# Written exercise
Locate every line below that contains the word "down" and copy it.

# Data shown
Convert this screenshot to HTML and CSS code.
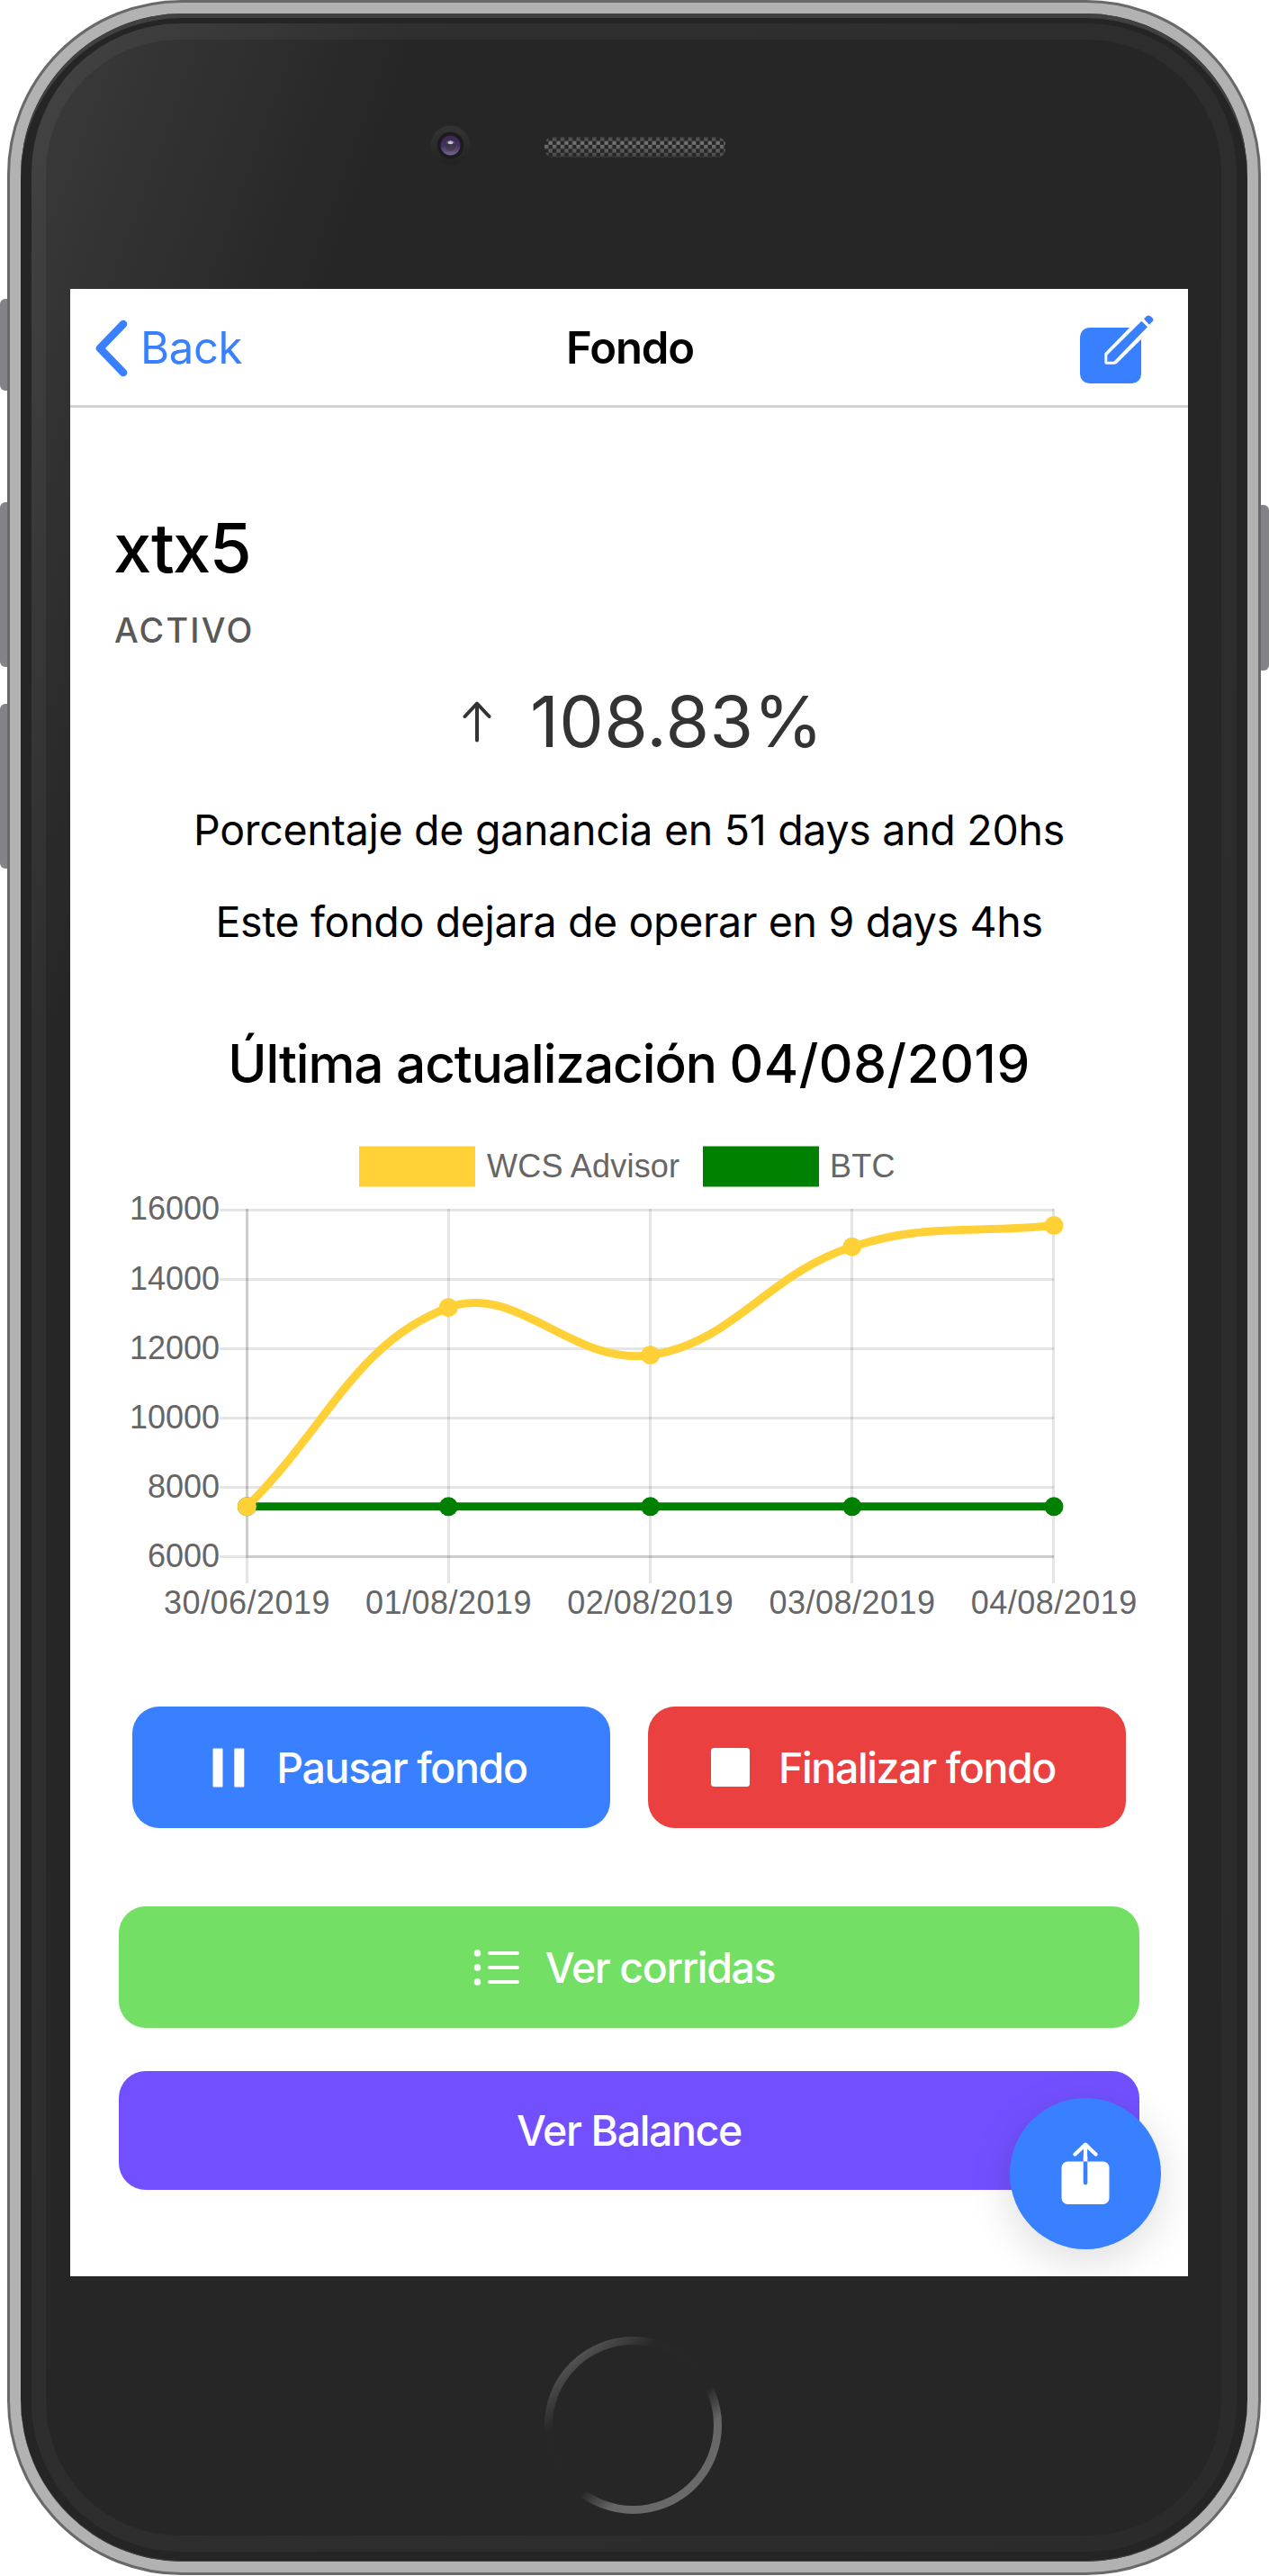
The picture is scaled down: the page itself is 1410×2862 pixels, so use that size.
FILE: index.html
```html
<!DOCTYPE html>
<html lang="es">
<head>
<meta charset="utf-8">
<title>Fondo</title>
<link rel="stylesheet" href="styles.css">
</head>
<body>
<div class="phone">
  <span class="key key-mute"></span>
  <span class="key key-up"></span>
  <span class="key key-down"></span>
  <span class="key key-power"></span>
  <div class="frame">
    <div class="bezel">
      <div class="rim">
        <div class="face">
          <div class="sensors">
            <svg class="camera" viewBox="0 0 46 46">
              <defs>
                <linearGradient id="cam-rim" x1="0" y1="0" x2="0" y2="1"><stop offset="0" stop-color="#343434"/><stop offset="1" stop-color="#222"/></linearGradient>
                <linearGradient id="cam-lens" x1="0" y1="0" x2="0" y2="1"><stop offset="0" stop-color="#3a2650"/><stop offset=".5" stop-color="#43305f"/><stop offset="1" stop-color="#75648c"/></linearGradient>
                <linearGradient id="cam-core" x1="0" y1="0" x2="0" y2="1"><stop offset="0" stop-color="#8d8795"/><stop offset=".35" stop-color="#3a3345"/><stop offset="1" stop-color="#4a4058"/></linearGradient>
              </defs>
              <circle cx="23" cy="23" r="22.5" fill="url(#cam-rim)"/>
              <circle cx="23" cy="23" r="15" fill="#1b1b1f"/>
              <circle cx="23" cy="23" r="11.2" fill="url(#cam-lens)"/>
              <circle cx="23" cy="23.5" r="6" fill="url(#cam-core)"/>
              <ellipse cx="23" cy="20" rx="3" ry="1.6" fill="#c9c6cc"/>
            </svg>
            <svg class="speaker" viewBox="0 0 202 23">
              <defs>
                <pattern id="mesh" width="8.9" height="8.9" patternUnits="userSpaceOnUse"><rect width="4.45" height="4.45" fill="#fff"/><rect x="4.45" y="4.45" width="4.45" height="4.45" fill="#fff"/></pattern>
                <linearGradient id="mesh-tone" x1="0" y1="0" x2="0" y2="1"><stop offset="0" stop-color="#3c3c3c"/><stop offset=".3" stop-color="#757575"/><stop offset="1" stop-color="#444"/></linearGradient>
                <mask id="mesh-mask"><rect width="202" height="23" rx="9" fill="url(#mesh)"/></mask>
              </defs>
              <rect width="202" height="23" fill="url(#mesh-tone)" mask="url(#mesh-mask)"/>
            </svg>
          </div>

          <main class="screen">
            <header class="toolbar">
              <a class="back">
                <svg class="chevron" viewBox="0 0 36 64"><path d="M31 5 5 32l26 27" fill="none" stroke="currentColor" stroke-width="8.6" stroke-linecap="round" stroke-linejoin="round"/></svg>
                <span>Back</span>
              </a>
              <h1 class="title">Fondo</h1>
              <svg class="edit" viewBox="0 0 84 78">
                <rect x="1" y="15" width="68" height="62" rx="10.5" fill="#3880ff"/>
                <path d="M57 14 28.300 43.500V53.500q0 2.200 2.200 2.200H39.500q1.600 0 2.700-1.100L72 25V14z" fill="#fff"/>
                <path d="M69.300 7.700 76 14.300 38.500 52.700H31.300V45.500z" fill="#3880ff"/>
                <path d="M72 5.300 74.600 2.700q2.600-2.600 6 .6t.8 5L77.900 11.700z" fill="#3880ff"/>
              </svg>
            </header>

            <section class="summary">
              <h2 class="name">xtx5</h2>
              <p class="status">ACTIVO</p>
              <div class="gain">
                <svg class="arrow" viewBox="0 0 32 46"><path d="M16 43.500V3M2.500 17 16 2.700 29.500 17" fill="none" stroke="currentColor" stroke-width="4" stroke-linecap="round" stroke-linejoin="round"/></svg>
                <span>108.83%</span>
              </div>
              <p class="line line-first">Porcentaje de ganancia en 51 days and 20hs</p>
              <p class="line line-second">Este fondo dejara de operar en 9 days 4hs</p>
            </section>

            <h2 class="updated">Última actualización <span class="date">04/08/2019</span></h2>

            <svg class="chart" viewBox="78 1260 1242 560">
              <rect x="399" y="1273.500" width="129" height="45" fill="#ffd137"/>
              <rect x="781" y="1273.500" width="129" height="45" fill="#008000"/>
              <g class="chart-text legend">
                <text x="541" y="1307.500">WCS Advisor</text>
                <text x="922" y="1307.500">BTC</text>
              </g>
              <g stroke="#000" stroke-opacity=".1" stroke-width="3">
                <path d="M244 1344.500H1171M244 1421.500H1171M244 1498.500H1171M244 1575.500H1171M244 1652.500H1171M244 1729.500H1171"/>
                <path d="M274.500 1343V1759M498.500 1343V1759M722.500 1343V1759M946.500 1343V1759M1170.500 1343V1759"/>
                <path d="M274.500 1343V1729.500M273 1729.500H1171"/>
              </g>
              <path d="M274.400 1673.800H1171" stroke="#008000" stroke-width="9"/>
              <g fill="#008000">
                <circle cx="274.400" cy="1673.800" r="10.500"/><circle cx="498.300" cy="1673.800" r="10.500"/><circle cx="722.600" cy="1673.800" r="10.500"/><circle cx="946.800" cy="1673.800" r="10.500"/><circle cx="1171" cy="1673.800" r="10.500"/>
              </g>
              <path d="M274.400 1673.800C364 1585.400 394.800 1491.500 498.300 1452.700C574.100 1424.300 637.300 1518.400 722.600 1505.600C816.700 1491.400 851.700 1415.700 946.800 1385.200C1031.100 1358.100 1081.300 1371 1171 1361.600" fill="none" stroke="#ffd137" stroke-width="9"/>
              <g fill="#ffd137">
                <circle cx="274.400" cy="1673.800" r="10.500"/><circle cx="498.300" cy="1452.700" r="10.500"/><circle cx="722.600" cy="1505.600" r="10.500"/><circle cx="946.800" cy="1385.200" r="10.500"/><circle cx="1171" cy="1361.600" r="10.500"/>
              </g>
              <g class="chart-text" text-anchor="end">
                <text x="244" y="1355">16000</text>
                <text x="244" y="1432.500">14000</text>
                <text x="244" y="1509.500">12000</text>
                <text x="244" y="1586.500">10000</text>
                <text x="244" y="1663.500">8000</text>
                <text x="244" y="1740.500">6000</text>
              </g>
              <g class="chart-text days" text-anchor="middle">
                <text x="274.500" y="1793">30/06/2019</text>
                <text x="498.500" y="1793">01/08/2019</text>
                <text x="722.800" y="1793">02/08/2019</text>
                <text x="947" y="1793">03/08/2019</text>
                <text x="1171.300" y="1793">04/08/2019</text>
              </g>
            </svg>

            <div class="actions">
              <button class="btn btn-pause">
                <svg class="ico-pause" viewBox="0 0 36 44"><rect x=".5" y=".5" width="11" height="43" rx="1" fill="#fff"/><rect x="24.300" y=".5" width="11" height="43" rx="1" fill="#fff"/></svg>
                <span>Pausar fondo</span>
              </button>
              <button class="btn btn-stop">
                <svg class="ico-stop" viewBox="0 0 43 43"><rect width="43" height="43" rx="3.500" fill="#fff"/></svg>
                <span>Finalizar fondo</span>
              </button>
            </div>

            <div class="links">
              <button class="btn btn-runs">
                <svg class="ico-list" viewBox="0 0 52 42">
                  <g fill="#fff"><circle cx="4.500" cy="5" r="3.800"/><circle cx="4.500" cy="21" r="3.800"/><circle cx="4.500" cy="37" r="3.800"/></g>
                  <path d="M18 5h31M18 21h31M18 37h31" stroke="#fff" stroke-width="4" stroke-linecap="round"/>
                </svg>
                <span>Ver corridas</span>
              </button>
              <button class="btn btn-balance"><span>Ver Balance</span></button>
            </div>

            <button class="fab">
              <svg class="ico-share" viewBox="0 0 54 70">
                <rect x=".5" y="21.500" width="53" height="47.500" rx="7" fill="#fff"/>
                <path d="M27 21.500V45" stroke="#3880ff" stroke-width="4.600" stroke-linecap="round"/>
                <path d="M24.700 16h4.600v5.500h-4.600z" fill="#fff"/>
                <path d="M27 18V3M15.500 13.500 27 2.600l11.500 10.900" fill="none" stroke="#fff" stroke-width="4.200" stroke-linecap="round" stroke-linejoin="round"/>
              </svg>
            </button>
          </main>

          <div class="chin">
            <svg class="home" viewBox="0 0 197 197">
              <defs>
                <linearGradient id="ring" gradientUnits="userSpaceOnUse" x1="35.500" y1="22.500" x2="161.500" y2="174.500">
                  <stop offset="0" stop-color="#525252"/><stop offset=".22" stop-color="#272727"/><stop offset=".61" stop-color="#262626"/><stop offset=".78" stop-color="#666"/><stop offset="1" stop-color="#6a6a6a"/>
                </linearGradient>
              </defs>
              <circle cx="98.500" cy="98.500" r="94" fill="none" stroke="url(#ring)" stroke-width="9"/>
            </svg>
          </div>
        </div>
      </div>
    </div>
  </div>
</div>
</body>
</html>
```
FILE: styles.css
```css
* { box-sizing: border-box; }

body {
  margin: 0;
  background: #fff;
  font-family: Inter, "Liberation Sans", sans-serif;
  color: #000;
}

h1, h2, p { margin: 0; }
svg { display: block; flex: none; }

/* device */
.phone {
  position: relative;
  width: 1410px;
  height: 2862px;
  padding: 0 9px 0 8px;
  overflow: hidden;
}

.key {
  position: absolute;
  width: 14px;
  background: #838287;
  border-radius: 6px;
}
.key-mute { left: 0; top: 332px; height: 102px; }
.key-up { left: 0; top: 558px; height: 183px; }
.key-down { left: 0; top: 782px; height: 183px; }
.key-power { right: 0; top: 561px; height: 184px; }

.frame {
  position: relative;
  height: 2861px;
  padding: 12px;
  border: 3px solid #686968;
  border-radius: 194px;
  background: #b2b2b2;
}

.bezel {
  height: 100%;
  padding: 11px 12px;
  border-radius: 180px;
  background: #252525;
  box-shadow: inset 0 5px 0 #404240, inset 0 -1px 0 #444;
}

.rim {
  height: 100%;
  padding: 18px 17px 18px 16px;
  border-radius: 166px;
  background: linear-gradient(110deg, #444 0, #2f2f2f 385px, #2b2b2b 100%);
}

.face {
  display: flex;
  flex-direction: column;
  height: 100%;
  padding: 0 37px 0 27px;
  border-radius: 148px;
  background: linear-gradient(110deg, #3a3a3a 0, #262626 385px);
}

.sensors {
  display: flex;
  align-items: center;
  gap: 82px;
  height: 277px;
  padding: 95px 0 137px 400px;
}
.camera { width: 45px; height: 45px; }
.speaker { width: 201px; height: 23px; margin-top: 4px; }

.chin { flex: 1; padding: 67px 0 0 527px; }
.home { width: 197px; height: 197px; }

/* app */
.screen {
  position: relative;
  display: flex;
  flex-direction: column;
  flex: none;
  height: 2208px;
  overflow: hidden;
  background: #fff;
}

.toolbar {
  display: grid;
  grid-template-columns: 1fr auto 1fr;
  align-items: center;
  flex: none;
  height: 132px;
  padding: 0 37px 0 28px;
  border-bottom: 3px solid #d2d2d2;
  font-size: 49px;
  line-height: 60px;
}
.back {
  display: flex;
  align-items: center;
  gap: 14px;
  padding-top: 3px;
  color: #3880ff;
  letter-spacing: -.35px;
}
.chevron { width: 36px; height: 64px; }
.title {
  padding: 3px 0 0 11px;
  font-size: 49px;
  font-weight: 600;
  letter-spacing: -1.100px;
}
.edit { width: 84px; height: 78px; justify-self: end; margin-top: 5px; }

.summary { flex: none; padding: 110px 0 0 48px; }
.name {
  font-size: 76px;
  font-weight: 500;
  line-height: 90px;
  letter-spacing: -1.750px;
}
.status {
  margin-top: 24px;
  padding-left: 1px;
  font-size: 37.700px;
  font-weight: 450;
  line-height: 46px;
  letter-spacing: 2.250px;
  color: #595959;
}
.gain {
  display: flex;
  align-items: center;
  gap: 43px;
  margin-top: 31px;
  padding-left: 388px;
  font-size: 78.600px;
  line-height: 96px;
  letter-spacing: .3px;
  color: #333;
}
.arrow { width: 32px; height: 46px; }
.line {
  margin-left: -48px;
  text-align: center;
  font-size: 46.500px;
  line-height: 56px;
  white-space: nowrap;
}
.line-first { margin-top: 44px; letter-spacing: -.29px; }
.line-second { margin-top: 46px; letter-spacing: -.345px; }

.updated {
  margin-top: 95px;
  text-align: center;
  font-size: 58.500px;
  font-weight: 500;
  line-height: 70px;
  letter-spacing: -1.070px;
  white-space: nowrap;
}
.date { letter-spacing: .55px; }

.chart { width: 1242px; height: 560px; margin-top: 43px; }
.chart-text {
  font-family: "Liberation Sans", Arial, sans-serif;
  font-size: 36px;
  fill: #666;
}
.legend { letter-spacing: .2px; }
.days { letter-spacing: .5px; }

.btn {
  display: flex;
  align-items: center;
  justify-content: center;
  height: 135px;
  border: 0;
  border-radius: 30px;
  color: #fff;
  font-family: inherit;
  font-size: 46.500px;
  font-weight: 500;
  letter-spacing: -1.400px;
  white-space: nowrap;
}
.actions {
  display: grid;
  grid-template-columns: 1fr 1fr;
  gap: 42px;
  margin-top: 76px;
  padding: 0 69px;
}
.btn-pause { gap: 35px; padding: 0 3px 0 0; background: #3880ff; }
.btn-stop { gap: 32px; padding: 0 8px 0 0; background: #eb4040; }
.ico-pause { width: 36px; height: 44px; }
.ico-stop { width: 43px; height: 43px; }

.links {
  display: flex;
  flex-direction: column;
  gap: 48px;
  margin-top: 87px;
  padding: 0 54px;
}
.btn-runs { gap: 28px; padding: 0 11px 0 0; background: #73df65; }
.btn-balance { height: 132px; padding: 0; background: #7350ff; }
.ico-list { width: 52px; height: 42px; }

.fab {
  position: absolute;
  right: 30px;
  bottom: 30px;
  display: flex;
  align-items: center;
  justify-content: center;
  width: 168px;
  height: 168px;
  padding: 0;
  border: 0;
  border-radius: 50%;
  background: #3880ff;
  box-shadow: 0 12px 48px rgba(0, 0, 0, .14);
}
.ico-share { width: 54px; height: 70px; }
```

# Solution to this exercise
The picture is scaled down: the page itself is 1410×2862 pixels, so use that size.
  <span class="key key-down"></span>
.key-down { left: 0; top: 782px; height: 183px; }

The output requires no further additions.